While the invention has been explained in relation to its preferred embodiments, it is to be understood that various modifications thereof will become apparent to those skilled in the art upon reading the specification. Therefore, it is to be understood that the invention disclosed herein is intended to cover such modifications as fall within the scope of the appended claims.

Each of the documents referred to above is incorporated herein by reference. Except in the Examples, or where otherwise explicitly indicated, all numerical quantities in this description specifying amounts of materials, reaction conditions, molecular weights, number of carbon atoms, and the like, are to be understood as modified by the word “about.” Unless otherwise indicated, each chemical or composition referred to herein should be interpreted as being a commercial grade material which may contain the isomers, by-products, derivatives, and other such materials which are normally understood to be present in the commercial grade.
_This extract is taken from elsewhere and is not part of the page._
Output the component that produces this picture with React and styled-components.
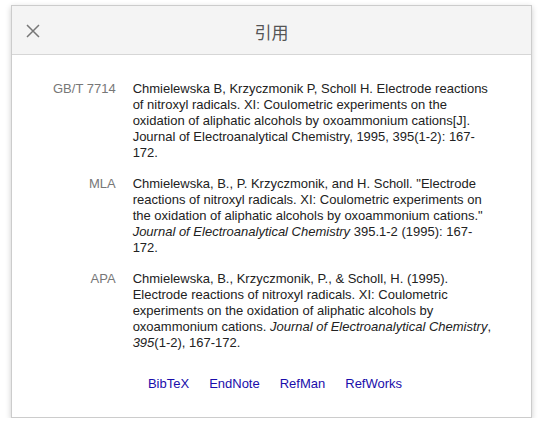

However, the amount of each chemical component is presented exclusive of any solvent or diluent oil, which may be customarily present in the commercial material, unless otherwise indicated. It is to be understood that the upper and lower amount, range, and ratio limits set forth herein may be independently combined. While ranges are given for most of the elements of the invention independent of the ranges for other elements, it is anticipated that in more preferred embodiments of the invention, the elements of the invention are to be combined with the various (assorted) desired or preferred ranges for each element of the invention in various combinations.

As used herein, the expression “consisting essentially of” permits the inclusion of substances that do not materially affect the basic and novel characteristics of the composition under consideration. Comprising means having at least the listed elements and optionally a variety of other unnamed elements that might affect the basic characteristics of the composition.